In her role at Girls for Gender Equity (GGE), Ashley’s work moved from direct representation to legislative policy work and campaign-based organizing. She sees herself as a “budding movement lawyer” whose most important role is to work alongside youth and communities with lived expertise to build their power. At GGE Ashley worked with social workers, policy analysists, and students to make change at the local, state, and federal level. When she joined, there was already a focused movement to end the school to prison pipeline in New York City schools and remove police from schools. Ashley stepped right in, with experience from past positions to coach youth on delivering testimony and to help develop school-based curricula to address issues ordinarily outsourced to law enforcement. Ashley also worked on an effort to remove from New York law a statutory mechanism used to criminalize Black children—“incorrigibility.” The law set forth a vague and subjective standard that would put youth on probation or into foster homes if they were deemed “incapable of being corrected” or “unreformable,” even if they had not engaged in any unlawful act. And the law was disproportionately being applied to students of color. “The statute itself allows for the harm.” As a lawyer with the movement, she was able to spot how the law was being weaponized against Black children and use that context to ask for a legal response. She would follow up the students’ testimony about their experience being pushed out of school with a legal hook for legislators to respond. Ashley saw her role not as providing the legitimacy of the ask, but as support for the youth’s requests. “Young people harmed by these institutions should see themselves as powerful organizers with every right to demand more.”

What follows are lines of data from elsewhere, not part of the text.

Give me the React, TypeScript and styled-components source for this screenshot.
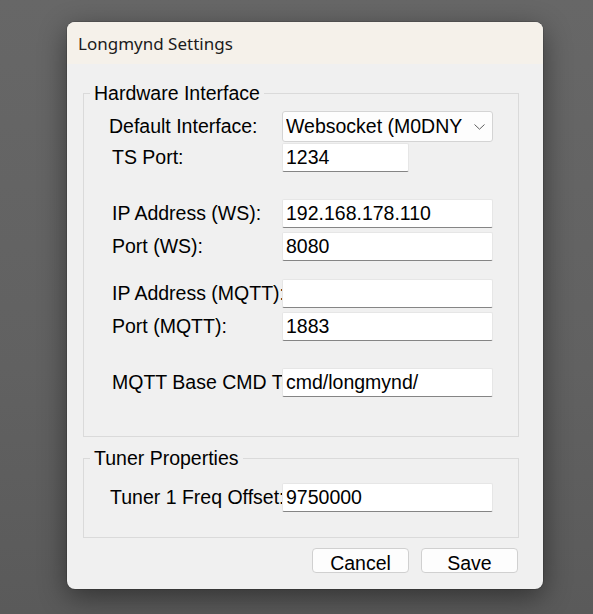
import styled, { createGlobalStyle } from 'styled-components';

const GlobalStyle = createGlobalStyle`
    html, body {
        margin: 0;
        padding: 0;
        height: 100%;
    }
    body {
        font-family: "Liberation Sans", Arial, sans-serif;
    }
`

const Desktop = styled.div`
    min-height: 100vh;
    box-sizing: border-box;
    padding: 22px 0 0 67px;
    background: linear-gradient(to bottom, #676767 0%, #616161 60%, #5a5a5a 100%);
`

const Dialog = styled.div`
    width: 476px;
    background: #f0f0f0;
    border-radius: 8px;
    overflow: hidden;
    box-shadow: 0 8px 28px rgba(0, 0, 0, 0.45), 0 0 0 1px rgba(0, 0, 0, 0.12);
`

const TitleBar = styled.div`
    height: 42px;
    display: flex;
    align-items: center;
    padding-left: 11px;
    background: #f5f1ea;
    font-family: "Noto Sans", "Open Sans", sans-serif;
    font-size: 17px;
    color: #1b1b1b;
`

const Body = styled.div`
    padding: 18px 24px 16px 16px;
`

const GroupBox = styled.fieldset<{ $top?: number; $bottom: number; $pad: number }>`
    margin: ${p => p.$top ?? 0}px 0 0 0;
    padding: ${p => p.$pad}px 0 ${p => p.$bottom}px 6px;
    border: 1px solid #dadada;
    min-width: 0;
`

const GroupTitle = styled.legend`
    padding: 0 4px;
    font-size: 19.5px;
    line-height: 22px;
    color: #000;
`

const Form = styled.div`
    margin-left: 19px;
`

const Row = styled.div<{ $gap?: number; $h?: number }>`
    display: grid;
    grid-template-columns: 173px 212px;
    align-items: center;
    height: ${p => p.$h ?? 29}px;
    margin-top: ${p => p.$gap ?? 0}px;
`

const Label = styled.span<{ $indent?: number }>`
    padding-left: ${p => p.$indent ?? 0}px;
    font-size: 19.5px;
    color: #000;
    white-space: nowrap;
`

const TextInput = styled.input<{ $w?: number }>`
    box-sizing: border-box;
    width: ${p => p.$w ?? 211}px;
    height: 29px;
    margin: 0;
    padding: 0 3px;
    border: 1px solid #e6e6e6;
    border-bottom: 1px solid #858585;
    border-radius: 2px;
    background: #fff;
    font-family: "Liberation Sans", Arial, sans-serif;
    font-size: 19.5px;
    color: #000;
    outline: none;
`

const Combo = styled.div`
    box-sizing: border-box;
    width: 211px;
    height: 31px;
    display: flex;
    align-items: center;
    padding: 0 7px 0 3px;
    border: 1px solid #d4d4d4;
    border-radius: 3px;
    background: #fdfdfd;
    font-size: 19.5px;
    color: #000;
`

const ComboText = styled.span`
    flex: 1;
    overflow: hidden;
    white-space: nowrap;
`

const Chevron = styled.svg`
    width: 11px;
    height: 6px;
    flex: none;
`

const ButtonRow = styled.div`
    display: flex;
    justify-content: flex-end;
    gap: 12px;
    margin-top: 10px;
    padding-right: 1px;
`

const Button = styled.button`
    box-sizing: border-box;
    width: 97px;
    height: 25px;
    padding: 4px 0 0;
    border: 1px solid #d0d0d0;
    border-radius: 4px;
    background: #fdfdfd;
    font-family: "Liberation Sans", Arial, sans-serif;
    font-size: 19.5px;
    line-height: 21px;
    color: #000;
    overflow: hidden;
`

export default function App() {
    return (
        <>
            <GlobalStyle />
            <Desktop>
                <Dialog>
                    <TitleBar>Longmynd Settings</TitleBar>
                    <Body>
                        <GroupBox $pad={7} $bottom={39}>
                            <GroupTitle>Hardware Interface</GroupTitle>
                            <Form>
                                <Row $h={31}>
                                    <Label>Default Interface:</Label>
                                    <Combo>
                                        <ComboText>Websocket (M0DNY</ComboText>
                                        <Chevron viewBox="0 0 11 6">
                                            <path d="M0.5 0.5 L5.5 5.2 L10.5 0.5" fill="none" stroke="#5f5f5f" strokeWidth="1" />
                                        </Chevron>
                                    </Combo>
                                </Row>
                                <Row $gap={1}>
                                    <Label $indent={3}>TS Port:</Label>
                                    <TextInput $w={127} defaultValue="1234" />
                                </Row>
                                <Row $gap={27}>
                                    <Label $indent={3}>IP Address (WS):</Label>
                                    <TextInput defaultValue="192.168.178.110" />
                                </Row>
                                <Row $gap={4}>
                                    <Label $indent={3}>Port (WS):</Label>
                                    <TextInput defaultValue="8080" />
                                </Row>
                                <Row $gap={18}>
                                    <Label $indent={3}>IP Address (MQTT):</Label>
                                    <TextInput defaultValue="" />
                                </Row>
                                <Row $gap={4}>
                                    <Label $indent={3}>Port (MQTT):</Label>
                                    <TextInput defaultValue="1883" />
                                </Row>
                                <Row $gap={27}>
                                    <Label $indent={3}>MQTT Base CMD Topic:</Label>
                                    <TextInput defaultValue="cmd/longmynd/" />
                                </Row>
                            </Form>
                        </GroupBox>
                        <GroupBox $top={10} $pad={14} $bottom={25}>
                            <GroupTitle>Tuner Properties</GroupTitle>
                            <Form>
                                <Row>
                                    <Label $indent={1}>Tuner 1 Freq Offset:</Label>
                                    <TextInput defaultValue="9750000" />
                                </Row>
                            </Form>
                        </GroupBox>
                        <ButtonRow>
                            <Button>Cancel</Button>
                            <Button>Save</Button>
                        </ButtonRow>
                    </Body>
                </Dialog>
            </Desktop>
        </>
    )
}
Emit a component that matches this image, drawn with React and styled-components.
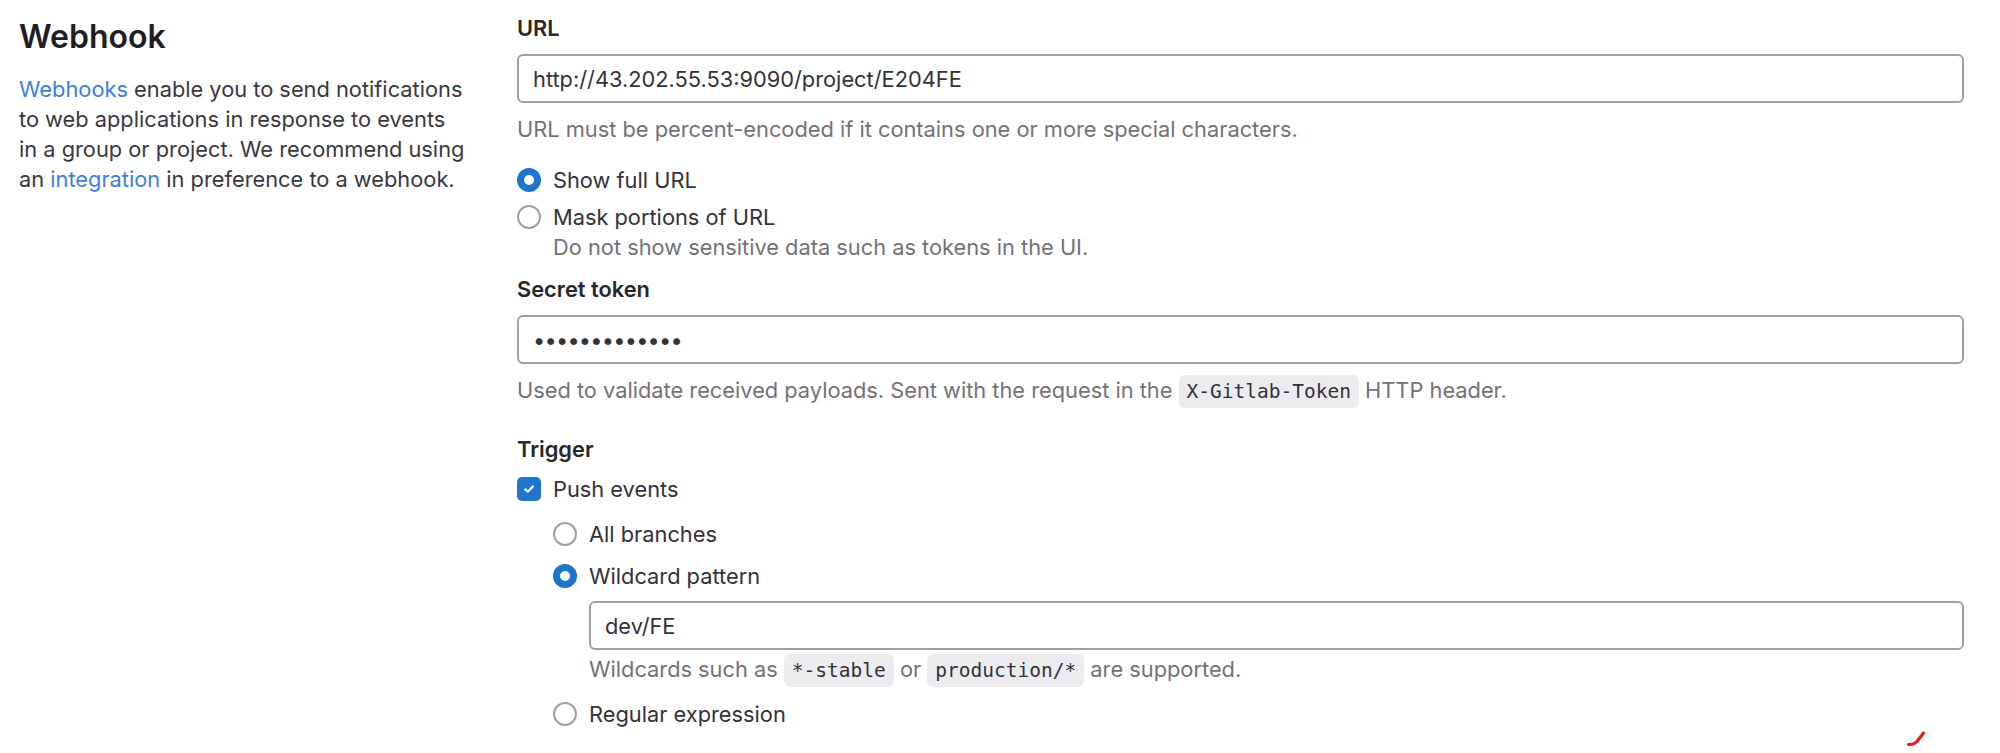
import React from "react";
import styled, { createGlobalStyle } from "styled-components";

const GlobalStyle = createGlobalStyle`
  html, body {
    margin: 0;
    padding: 0;
    background: #ffffff;
  }
  body {
    font-family: Inter, "Noto Sans", "Liberation Sans", sans-serif;
    color: #333238;
  }
`;

export default function App() {
  return (
    <>
      <GlobalStyle />
      <Page>
        <Intro>
          <Title>Webhook</Title>
          <Lead>
            <Link href="#">Webhooks</Link> enable you to send notifications to
            web applications in response to events in a group or project. We
            recommend using an <Link href="#">integration</Link> in preference
            to a webhook.
          </Lead>
        </Intro>

        <Form>
          <Field>
            <Label>URL</Label>
            <TextInput readOnly value="http://43.202.55.53:9090/project/E204FE" />
            <Help>
              URL must be percent-encoded if it contains one or more special
              characters.
            </Help>
          </Field>

          <OptionList $top={21}>
            <Radio checked label="Show full URL" />
            <Radio
              label="Mask portions of URL"
              hint="Do not show sensitive data such as tokens in the UI."
            />
          </OptionList>

          <Field $top={12}>
            <Label>Secret token</Label>
            <TextInput $secret type="password" readOnly value="abcdefghijklm" />
            <Help>
              Used to validate received payloads. Sent with the request in the{" "}
              <Code>X-Gitlab-Token</Code> HTTP header.
            </Help>
          </Field>

          <Field $top={27}>
            <Label $tight>Trigger</Label>
            <OptionList $top={10}>
              <Checkbox checked label="Push events" />
            </OptionList>
            <Nested>
              <Radio label="All branches" />
              <Radio checked label="Wildcard pattern">
                <TextInput $nested readOnly value="dev/FE" />
                <Help $tight>
                  Wildcards such as <Code>*-stable</Code> or{" "}
                  <Code>production/*</Code> are supported.
                </Help>
              </Radio>
              <Radio label="Regular expression" />
            </Nested>
          </Field>
        </Form>

        <Scribble width="26" height="22" viewBox="0 0 26 22">
          <path
            d="M3.5 17.5 Q8.5 18 12 14.5 L18.5 6"
            fill="none"
            stroke="#f01414"
            strokeWidth="3"
            strokeLinecap="round"
          />
        </Scribble>
      </Page>
    </>
  );
}

function Radio({ checked, label, hint, children }) {
  return (
    <Option>
      <RadioMark $checked={checked} />
      <OptionBody>
        <OptionText>{label}</OptionText>
        {hint && <OptionHint>{hint}</OptionHint>}
        {children}
      </OptionBody>
    </Option>
  );
}

function Checkbox({ checked, label }) {
  return (
    <Option>
      <CheckMark $checked={checked}>
        {checked && (
          <svg width="14" height="14" viewBox="0 0 14 14">
            <path
              d="M3.2 7.4 L5.8 9.8 L10.8 4.4"
              fill="none"
              stroke="#fff"
              strokeWidth="2.2"
              strokeLinecap="round"
              strokeLinejoin="round"
            />
          </svg>
        )}
      </CheckMark>
      <OptionBody>
        <OptionText>{label}</OptionText>
      </OptionBody>
    </Option>
  );
}

const Page = styled.div`
  position: relative;
  min-height: 753px;
  box-sizing: border-box;
  padding: 0 36px 0 19px;
  display: grid;
  grid-template-columns: 498px 1fr;
  align-items: start;
`;

const Intro = styled.div`
  padding-top: 18px;
`;

const Title = styled.h2`
  margin: 0;
  font-size: 32px;
  line-height: 38px;
  font-weight: 600;
  color: #1f1e24;
`;

const Lead = styled.p`
  margin: 18px 0 0;
  width: 448px;
  font-size: 21.8px;
  line-height: 30px;
  color: #3a383f;
`;

const Link = styled.a`
  color: #3e7fd9;
  text-decoration: none;
`;

const Form = styled.div`
  padding-top: 13px;
  display: flex;
  flex-direction: column;
`;

const Field = styled.div`
  margin-top: ${(p) => p.$top || 0}px;
`;

const Label = styled.label`
  display: block;
  font-size: 21.8px;
  line-height: 30px;
  font-weight: 600;
  color: #28272d;
  margin-bottom: ${(p) => (p.$tight ? 0 : 11)}px;
`;

const TextInput = styled.input`
  display: block;
  width: 100%;
  height: 49px;
  box-sizing: border-box;
  margin-top: ${(p) => (p.$nested ? 10 : 0)}px;
  padding: 0 14px;
  border: 2px solid #a09fa5;
  border-radius: 6px;
  background: #fff;
  font-family: Inter, "Noto Sans", sans-serif;
  font-size: 21.8px;
  letter-spacing: ${(p) => (p.$secret ? "-0.8px" : "normal")};
  color: #333238;
  outline: none;
`;

const Help = styled.div`
  margin: ${(p) => (p.$tight ? "4px 0 1px" : "11px 0 0")};
  font-size: 21.8px;
  line-height: 30px;
  color: #737278;
`;

const Code = styled.code`
  font-family: "DejaVu Sans Mono", "Liberation Mono", monospace;
  font-size: 19.5px;
  color: #333238;
  background: #ececef;
  border-radius: 6px;
  padding: 5px 8px;
`;

const OptionList = styled.div`
  margin-top: ${(p) => p.$top || 0}px;
  display: flex;
  flex-direction: column;
  gap: 7px;
`;

const Nested = styled.div`
  margin-top: 15px;
  padding-left: 36px;
  display: flex;
  flex-direction: column;
  gap: 12px;
`;

const Option = styled.div`
  display: grid;
  grid-template-columns: 36px 1fr;
  align-items: start;
`;

const OptionBody = styled.div`
  min-width: 0;
`;

const OptionText = styled.div`
  font-size: 21.8px;
  line-height: 30px;
  color: #333238;
`;

const OptionHint = styled.div`
  font-size: 21.8px;
  line-height: 30px;
  color: #737278;
`;

const RadioMark = styled.span`
  box-sizing: border-box;
  margin-top: 3px;
  width: 24px;
  height: 24px;
  border-radius: 50%;
  background: #fff;
  border: ${(p) => (p.$checked ? "7.5px solid #1f75cb" : "2px solid #a09fa5")};
`;

const CheckMark = styled.span`
  box-sizing: border-box;
  margin-top: 3px;
  width: 24px;
  height: 24px;
  border-radius: 5px;
  display: flex;
  align-items: center;
  justify-content: center;
  background: ${(p) => (p.$checked ? "#1f75cb" : "#fff")};
  border: ${(p) => (p.$checked ? "none" : "2px solid #a09fa5")};
`;

const Scribble = styled.svg`
  position: absolute;
  left: 1905px;
  top: 727px;
`;
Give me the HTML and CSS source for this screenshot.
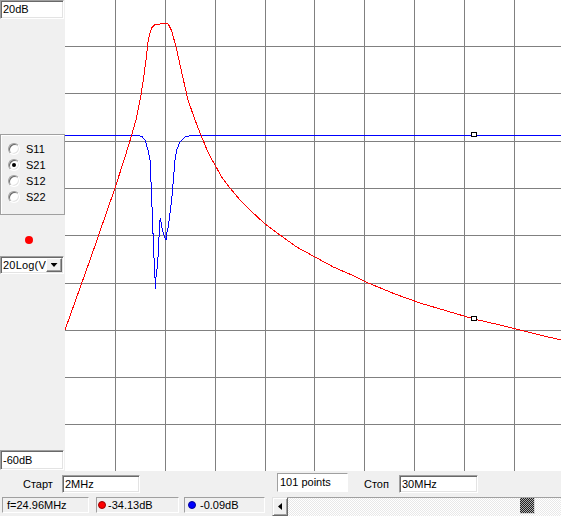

In Fall 2021, Ashley joined The Advancement Project in its national office to work on educational and racial justice policy. Her years of experience have led her to this role; her goal now is to dismantle the systems that harm youth by making sure schools can be liberatory places instead of sites of criminalization for Black, Latinx, Indigenous families. She’s eager to join the fight to end corporal punishment in schools and remove police from schools. Through movement lawyering she ensures that she is not creating a system of dependency with youth and families affected by these systems, but instead sharing space and making sure their voices are on equal footing with hers. “I will always have their back.”